Beschuit, een dubbel gebakken broodproduct, werd al sinds de middeleeuwen in Nederland gegeten. Het was lang houdbaar en daarom populair bij zeelieden. Muisjes, daarentegen, bestaan uit anijszaadjes (met een staartje) die bedekt zijn met een laagje suiker. Het anijszaadje zelf werd al in de oudheid gewaardeerd om zijn veronderstelde geneeskrachtige eigenschappen, zoals het bevorderen van de spijsvertering en het opwekken van moedermelk.
De eerste vermeldingen van het eten van beschuit met muisjes bij een geboorte dateren uit de 17e eeuw.

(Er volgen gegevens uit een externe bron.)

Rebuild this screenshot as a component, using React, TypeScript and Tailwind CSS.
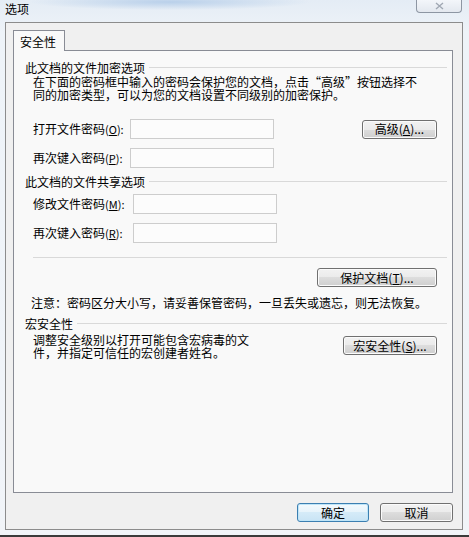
import React from 'react';

const font = "font-['Noto_Sans_CJK_SC','Noto_Sans_CJK_JP',sans-serif]";

const Btn = ({ children, w, primary }: { children: React.ReactNode; w: string; primary?: boolean }) => (
  <div
    className={`${w} h-[19px] rounded-[3px] border flex items-center justify-center text-[12px] leading-none text-black ${
      primary
        ? 'border-[#3c7fb1] bg-[linear-gradient(#f4fafd_0%,#e6f3fb_50%,#d5ebf8_50%,#c9e4f5_100%)] shadow-[inset_0_0_0_1px_#bfe5f8]'
        : 'border-[#707070] bg-[linear-gradient(#f2f2f2_0%,#ebebeb_50%,#dddddd_50%,#cfcfcf_100%)] shadow-[inset_0_0_0_1px_#fbfbfb]'
    }`}
  >
    {children}
  </div>
);

const Input = () => <div className="w-[144px] h-[20px] border border-[#cdcdcd] bg-[#fcfcfc]" />;

const GroupTitle = ({ children, mt }: { children: React.ReactNode; mt: string }) => (
  <div className={`${mt} flex items-center h-[13px] pr-[5px]`}>
    <span className="text-[12px] leading-[13px]">{children}</span>
    <div className="flex-1 h-px bg-[#d9d9d9] ml-[4px]" />
  </div>
);

const Label = ({ text, k, w }: { text: string; k: string; w: string }) => (
  <div className={`${w} text-[12px] leading-none`}>
    {text}
    <span className="text-[11px]">
      (<span className="underline">{k}</span>):
    </span>
  </div>
);

export default function App() {
  return (
    <div
      className={`${font} w-[469px] h-[537px] flex flex-col text-black bg-[linear-gradient(180deg,#e4ecf5_0%,#eef3f8_6%,#f1f4f8_100%)] overflow-hidden`}
    >
      {/* title bar */}
      <div className="h-[22px] flex items-start bg-[radial-gradient(ellipse_140px_8px_at_170px_2px,#b9d0ea,transparent)]">
        <span className="ml-[5px] mt-[2px] text-[12px] leading-[13px]">选项</span>
        <div className="ml-auto mr-[7px] w-[46px] h-[13px] border border-t-0 border-[#8d96a3] rounded-b-[4px] bg-[linear-gradient(#f3f6fa,#e3e8ef)] flex items-center justify-center">
          <svg width="11" height="8" viewBox="0 0 11 8" fill="none" stroke="#a0a8b3" strokeWidth="1.4">
            <path d="M2 1 L9 7 M9 1 L2 7" />
          </svg>
        </div>
      </div>

      {/* client area */}
      <div className="ml-[5px] w-[458px] h-[508px] border border-[#8c8c8c] bg-[#f0f0f0] flex flex-col pl-[7px] pt-[7px]">
        <div className="w-[52px] h-[21px] border border-b-0 border-[#898c95] bg-[#f9f9f9] -mb-px relative z-10 pl-[6px] pt-[4px] text-[12px] leading-[13px]">
          安全性
        </div>

        <div className="w-[440px] h-[443px] border border-[#898c95] bg-[#f9f9f9] flex flex-col pl-[11px] text-[12px]">
          <GroupTitle mt="mt-[10px]">此文档的文件加密选项</GroupTitle>
          <p className="ml-[8px] mt-[1px] leading-[13px]">
            在下面的密码框中输入的密码会保护您的文档，点击“高级”按钮选择不
            <br />
            同的加密类型，可以为您的文档设置不同级别的加密保护。
          </p>
          <div className="mt-[18px] ml-[8px] flex items-center h-[20px]">
            <Label text="打开文件密码" k="O" w="w-[97px]" />
            <Input />
            <div className="ml-auto mr-[15px]">
              <Btn w="w-[75px]">
                高级(<span className="underline">A</span>)...
              </Btn>
            </div>
          </div>
          <div className="mt-[9px] ml-[8px] flex items-center h-[20px]">
            <Label text="再次键入密码" k="P" w="w-[97px]" />
            <Input />
          </div>

          <GroupTitle mt="mt-[7px]">此文档的文件共享选项</GroupTitle>
          <div className="mt-[6px] ml-[8px] flex items-center h-[20px]">
            <Label text="修改文件密码" k="M" w="w-[100px]" />
            <Input />
          </div>
          <div className="mt-[9px] ml-[8px] flex items-center h-[20px]">
            <Label text="再次键入密码" k="R" w="w-[100px]" />
            <Input />
          </div>

          <div className="mt-[14px] ml-[8px] mr-[5px] h-px bg-[#d9d9d9]" />
          <div className="mt-[10px] self-end mr-[15px]">
            <Btn w="w-[120px]">
              保护文档(<span className="underline">T</span>)...
            </Btn>
          </div>
          <p className="mt-[9px] ml-[6px] leading-[13px]">
            注意：密码区分大小写，请妥善保管密码，一旦丢失或遗忘，则无法恢复。
          </p>

          <GroupTitle mt="mt-[8px]">宏安全性</GroupTitle>
          <div className="mt-[3px] ml-[8px] flex items-start">
            <p className="leading-[13px]">
              调整安全级别以打开可能包含宏病毒的文
              <br />
              件，并指定可信任的宏创建者姓名。
            </p>
            <div className="ml-auto mr-[15px] mt-[3px]">
              <Btn w="w-[94px]">
                宏安全性(<span className="underline">S</span>)...
              </Btn>
            </div>
          </div>
        </div>

        <div className="mt-[10px] flex gap-[11px] pl-[284px]">
          <Btn w="w-[72px]" primary>
            确定
          </Btn>
          <Btn w="w-[73px]">取消</Btn>
        </div>
      </div>

      <div className="mt-auto h-[2px] bg-[#3a3a3a]" />
    </div>
  );
}
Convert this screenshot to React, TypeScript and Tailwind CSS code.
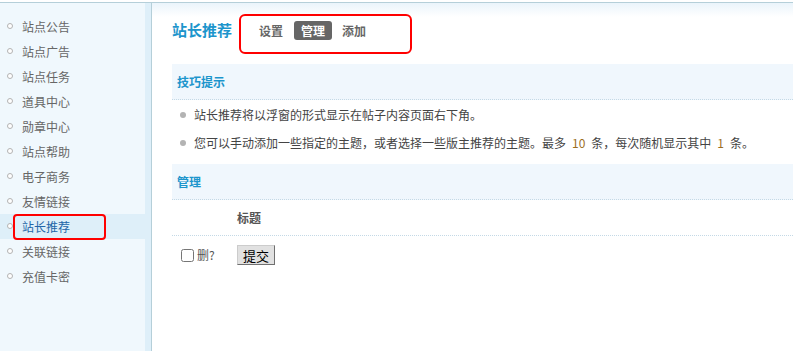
import React from "react";

const menu = [
  "站点公告",
  "站点广告",
  "站点任务",
  "道具中心",
  "勋章中心",
  "站点帮助",
  "电子商务",
  "友情链接",
  "站长推荐",
  "关联链接",
  "充值卡密",
];

export default function App() {
  return (
    <div className="h-screen flex flex-col bg-white pt-[2px] text-[12px] font-['Noto_Sans_CJK_SC','Noto_Sans',sans-serif] overflow-hidden">
      <div className="flex flex-1 border-t border-[#b5cfd9]">
        {/* SIDEBAR */}
        <aside className="flex w-[152px] shrink-0 border-r border-[#b5cfd9]">
          <ul className="w-[145px] bg-[#f0f8fd] pt-[11px]">
            {menu.map((m) => {
              const on = m === "站长推荐";
              return (
                <li
                  key={m}
                  className={`relative flex h-[25px] items-center pl-[22px] ${
                    on ? "bg-[#deeff9] text-[#2366a8]" : "text-[#666]"
                  }`}
                >
                  <span className="absolute left-[7px] top-[9px] h-[6px] w-[6px] rounded-full border border-[#b3b3b3] bg-white" />
                  {m}
                  {on && (
                    <span className="absolute left-[13px] top-[0px] h-[26px] w-[93px] rounded-[4px] border-[2px] border-[#ff0000]" />
                  )}
                </li>
              );
            })}
          </ul>
          <div className="flex-1 bg-[#deeff9]" />
        </aside>

        {/* MAIN */}
        <main className="flex-1 pl-[20px] bg-gradient-to-b from-[#eaf4fb] via-white via-[14px] to-white">
          <div className="relative flex h-[55px] items-center">
            <h3 className="text-[15px] font-bold text-[#1c95cc]">站长推荐</h3>
            <div className="ml-[26px] flex items-center gap-[10px] font-bold text-[#666]">
              <span className="px-[1px]">设置</span>
              <span className="flex h-[19px] items-center rounded-[3px] bg-[#666] px-[7px] text-white">管理</span>
              <span>添加</span>
            </div>
            <span className="absolute left-[67px] top-[11px] h-[40px] w-[173px] rounded-[6px] border-[2px] border-[#ff0000]" />
          </div>

          <div className="mt-[6px] flex h-[36px] items-center border-b border-dotted border-[#c4d9e6] bg-[#f0f7fd] pl-[5px] font-bold text-[#1c95cc]">
            技巧提示
          </div>
          <ul className="pt-[1px] text-[#444]">
            <li className="flex h-[28px] items-center pl-[8px]">
              <span className="mr-[8px] h-[6px] w-[6px] rounded-full bg-[#b3b3b3]" />
              站长推荐将以浮窗的形式显示在帖子内容页面右下角。
            </li>
            <li className="flex h-[28px] items-center pl-[8px]">
              <span className="mr-[8px] h-[6px] w-[6px] rounded-full bg-[#b3b3b3]" />
              您可以手动添加一些指定的主题，或者选择一些版主推荐的主题。最多
              <span className="px-[6px] text-[#9c6f1f]">10</span>条，每次随机显示其中
              <span className="px-[6px] text-[#9c6f1f]">1</span>条。
            </li>
          </ul>

          <div className="mt-[7px] flex h-[36px] items-center border-b border-dotted border-[#c4d9e6] bg-[#f0f7fd] pl-[5px] font-bold text-[#1c95cc]">
            管理
          </div>
          <div className="flex h-[36px] items-center border-b border-dotted border-[#c4d9e6]">
            <div className="w-[65px]" />
            <div className="font-bold text-[#555]">标题</div>
          </div>
          <div className="flex h-[38px] items-center">
            <label className="flex w-[65px] items-center pl-[9px] text-[#555]">
              <input type="checkbox" className="m-0 mr-[3px] h-[13px] w-[13px]" />
              删?
            </label>
            <button className="h-[20px] border border-t-[#ccc] border-l-[#ccc] border-r-[#707070] border-b-[#707070] bg-[#e1e1e1] px-[5px] text-[13px] leading-none text-black">
              提交
            </button>
          </div>
        </main>
      </div>
    </div>
  );
}
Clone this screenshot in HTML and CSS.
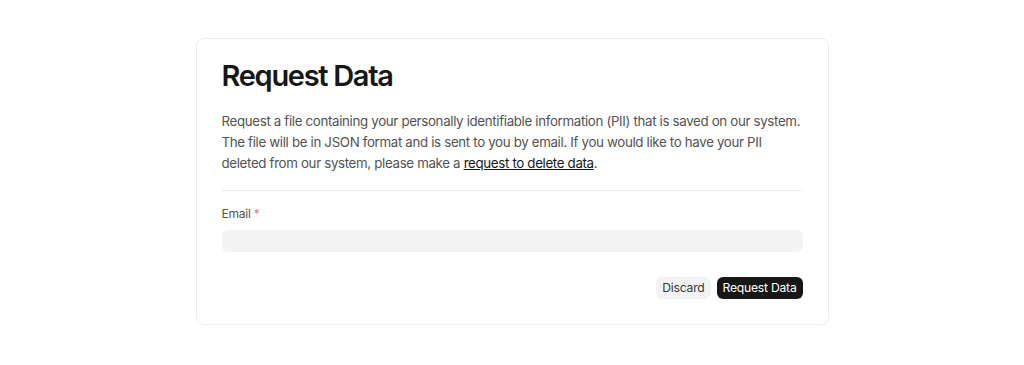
FILE: index.html
```html
<!DOCTYPE html>
<html lang="en">
<head>
    <meta charset="UTF-8">
    <meta name="viewport" content="width=device-width, initial-scale=1.0">
    <title>Request Data</title>
    <link rel="stylesheet" href="styles.css">
</head>
<body>
    <main>
        <div class="card">
            <h1>Request Data</h1>
            <p class="intro">
                Request a file containing your personally identifiable information (PII) that is saved on our system.<br>
                The file will be in JSON format and is sent to you by email. If you would like to have your PII<br>
                deleted from our system, please make a <a href="#">request to delete data</a>.
            </p>
            <hr class="divider">
            <div class="field">
                <label for="email">Email <span class="required">*</span></label>
                <input type="email" id="email">
            </div>
            <div class="actions">
                <button class="btn btn-secondary">Discard</button>
                <button class="btn btn-primary">Request Data</button>
            </div>
        </div>
    </main>
</body>
</html>
```

FILE: styles.css
```css
/* General body styles */
body {
    font-family: Inter, "Noto Sans", sans-serif;
    margin: 0;
    padding: 0;
    background-color: #fff;
    color: #171717;
}

main {
    display: flex;
    justify-content: center;
    padding-top: 38px;
}

/* Card */
.card {
    width: 633px;
    box-sizing: border-box;
    border: 1px solid #ededed;
    border-radius: 8px;
    padding: 19px 25px 25px;
}

.card h1 {
    font-size: 29px;
    font-weight: 600;
    line-height: 36px;
    letter-spacing: -0.045em;
    margin: 0 0 17px;
    color: #171717;
}

.intro {
    font-size: 13.3px;
    line-height: 21px;
    letter-spacing: -0.025em;
    color: #525252;
    margin: 0;
}

.intro a {
    color: #171717;
    text-decoration: underline;
}

.divider {
    border: 0;
    border-top: 1px solid #ededed;
    margin: 16px 0 15px;
}

/* Form field */
.field {
    display: flex;
    flex-direction: column;
    gap: 8px;
}

.field label {
    font-size: 12px;
    line-height: 16px;
    letter-spacing: -0.02em;
    color: #525252;
}

.required {
    color: #e0808a;
}

.field input {
    height: 22px;
    border: 0;
    border-radius: 6px;
    background-color: #f3f3f3;
    padding: 0 8px;
    font-family: inherit;
    font-size: 13px;
}

/* Buttons */
.actions {
    display: flex;
    justify-content: flex-end;
    gap: 6px;
    margin-top: 25px;
}

.btn {
    height: 22px;
    padding: 0 6px;
    border: 0;
    border-radius: 6px;
    font-family: inherit;
    font-size: 12.2px;
    line-height: 22px;
    letter-spacing: -0.02em;
    cursor: pointer;
}

.btn-secondary {
    background-color: #f3f3f3;
    color: #383838;
}

.btn-primary {
    background-color: #171717;
    color: #fff;
}
```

De gewoonte ontstond als een manier om de geboorte van een kind te vieren. De zoete, knapperige muisjes symboliseren vruchtbaarheid en nieuw leven. Bovendien werd anijs beschouwd als een geneeskrachtig kruid dat zowel de moeder als het kind zou beschermen en sterken.
Aanvankelijk waren muisjes wit, maar rond de jaren ’50 van de 20e eeuw werden roze en blauwe muisjes geïntroduceerd om het geslacht van de pasgeborene aan te duiden. Volgens goed gendernormatief gebruik werden roze muisjes geserveerd bij de geboorte van een meisje en blauwe muisjes bij een jongen. Dit kleurgebruik versterkt de feestelijke sfeer rondom de geboorte en maakt de traditie persoonlijker, maar ook ouderwets.
Tegenwoordig is het eten van beschuit met muisjes na een geboorte nog steeds een wijdverbreide traditie in Nederland. Supermarkten en bakkerijen bieden kant-en-klare verpakkingen aan en veel ouders delen deze lekkernij met familie, vrienden en kraamverzorgers om de komst van hun nieuwe gezinslid te vieren.
In essentie is het eten van beschuit met muisjes een mooie verzonnen traditie om de vreugde van nieuw leven te delen, geworteld in eeuwenoude symboliek en gebruiken, die wellicht aan herziening toe zijn.